One who does not himself intend to follow the path to higher knowledge, but is interested in the facts it reveals, can ask: How does the seer arrive at these facts? To such a one this book is intended to picture the path in such a way that even one not following it can nevertheless have confidence in the communications of the person who has done so. Realizing how the spiritual scientist works, he can approve, and say to himself: The impression made upon me by the description of this path to higher worlds makes clear why the facts reported seem reasonable. Thus this book is intended to help those who want their sense of truth and feeling for truth concerning the supersensible world strengthened and assured.

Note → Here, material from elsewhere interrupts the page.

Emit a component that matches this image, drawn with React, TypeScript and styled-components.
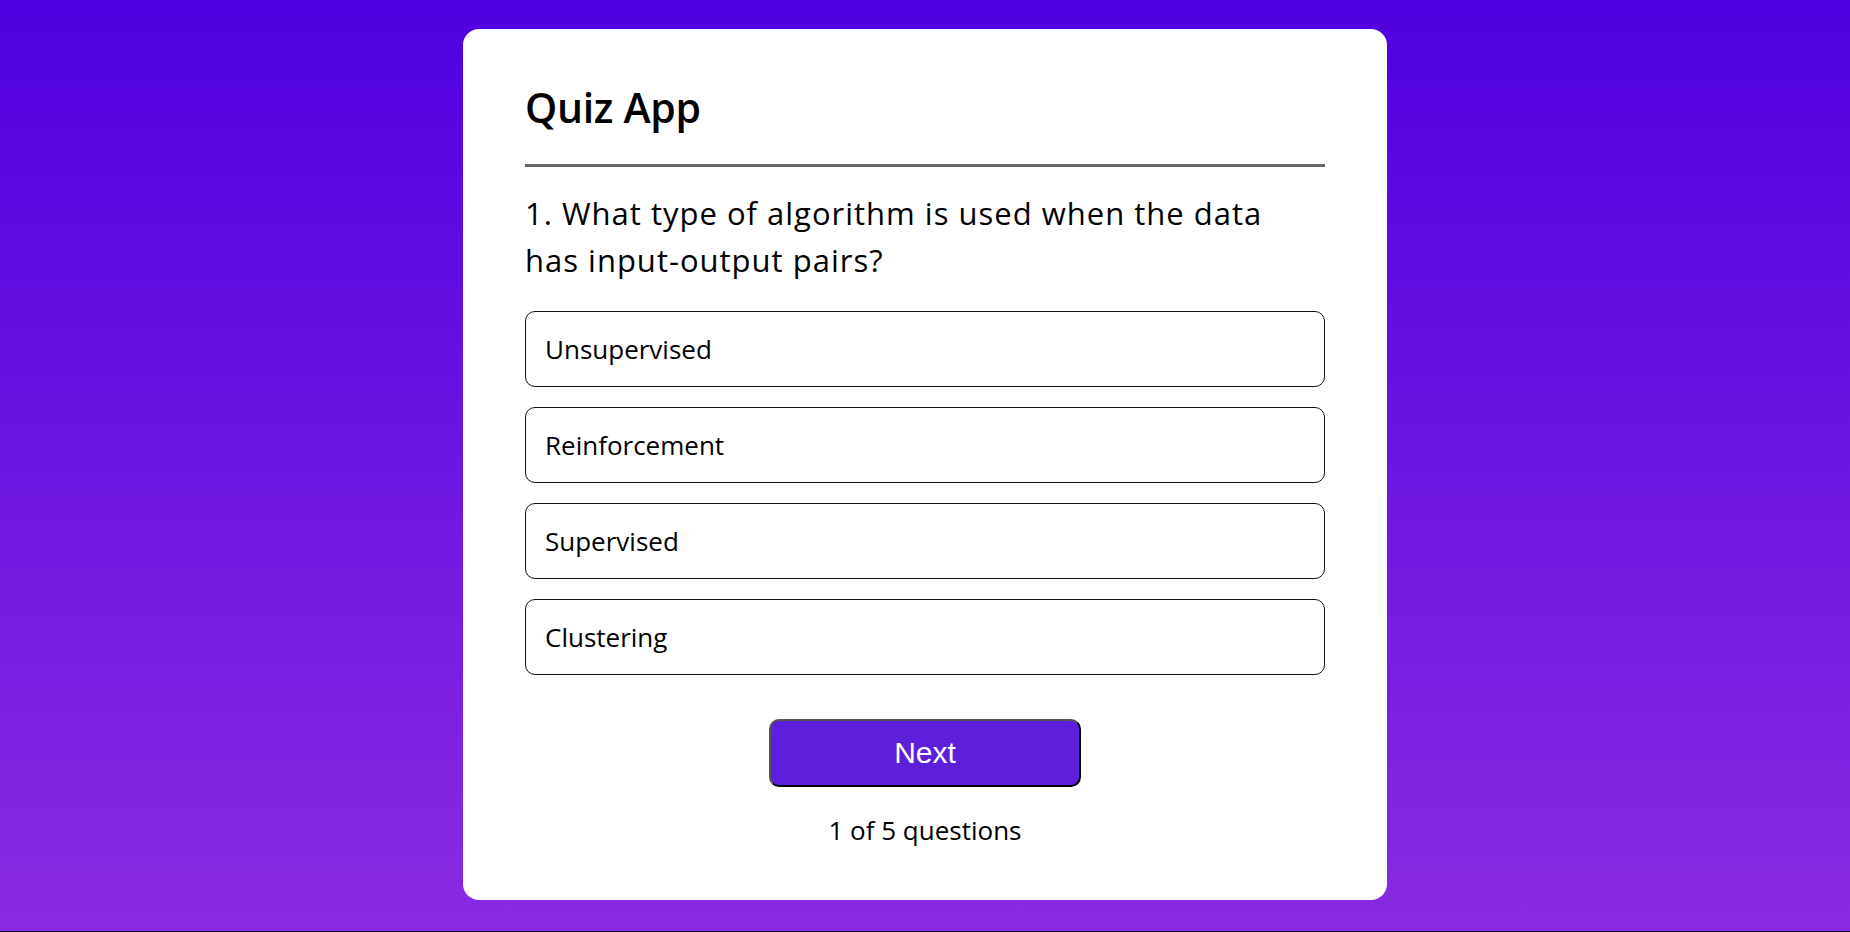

No less, however, does it aim to offer aid to those who themselves seek the way to supersensible knowledge. The truth of what is here set
forth will best be verified by those who achieve its reality within themselves. Anyone with this intention will do well to keep reminding himself that in an exposition on the development of the soul, more is called for than becoming acquainted with the substance, which is frequently the aim in other expositions. It is necessary to familiarize oneself intimately with the presentation. One must postulate the following: no single matter is to be comprehended only by means of what is said about the matter itself, but by means of much else that is disclosed concerning totally different matters. This will develop the conception that what is vital is to be found not in any single truth but in the harmony of all truths. This must be seriously considered by anyone intending to carry out the exercises. An exercise can be rightly understood and even rightly executed, and yet produce a wrong effect unless another be added to it—one that will resolve the one-sidedness of the first into a harmony of the soul. Whoever reads this book in an intimate way, so that the reading resembles an inner experience, will not merely familiarize himself with its content: one passage will evoke a certain feeling, another passage another feeling;
and in that way he will learn how much importance should be seen in the one or the other in the development of his soul. He will also find out in what form he should try this or that exercise, what form best suits his particular individuality. When one has to do, as is the case here, with descriptions of processes that are to be experienced, it is necessary to refer again and again to the content; for it will become manifest that much can be satisfactorily assimilated only after trial, which in turn reveals certain finer points that at first are bound to be overlooked.
Even those readers who do not intend to take the way prescribed will find much in the book that can be of service to the inner life, such as maxims, suggestions that throw light on various puzzling problems, and so on.
And those who have had experiences in their lives that serve, to some extent, as an initiation through life may derive a certain satisfaction from finding clarified through co-ordination what had haunted them as separate problems—things they already knew, but perhaps without having been able to consolidate them in adequate conceptions.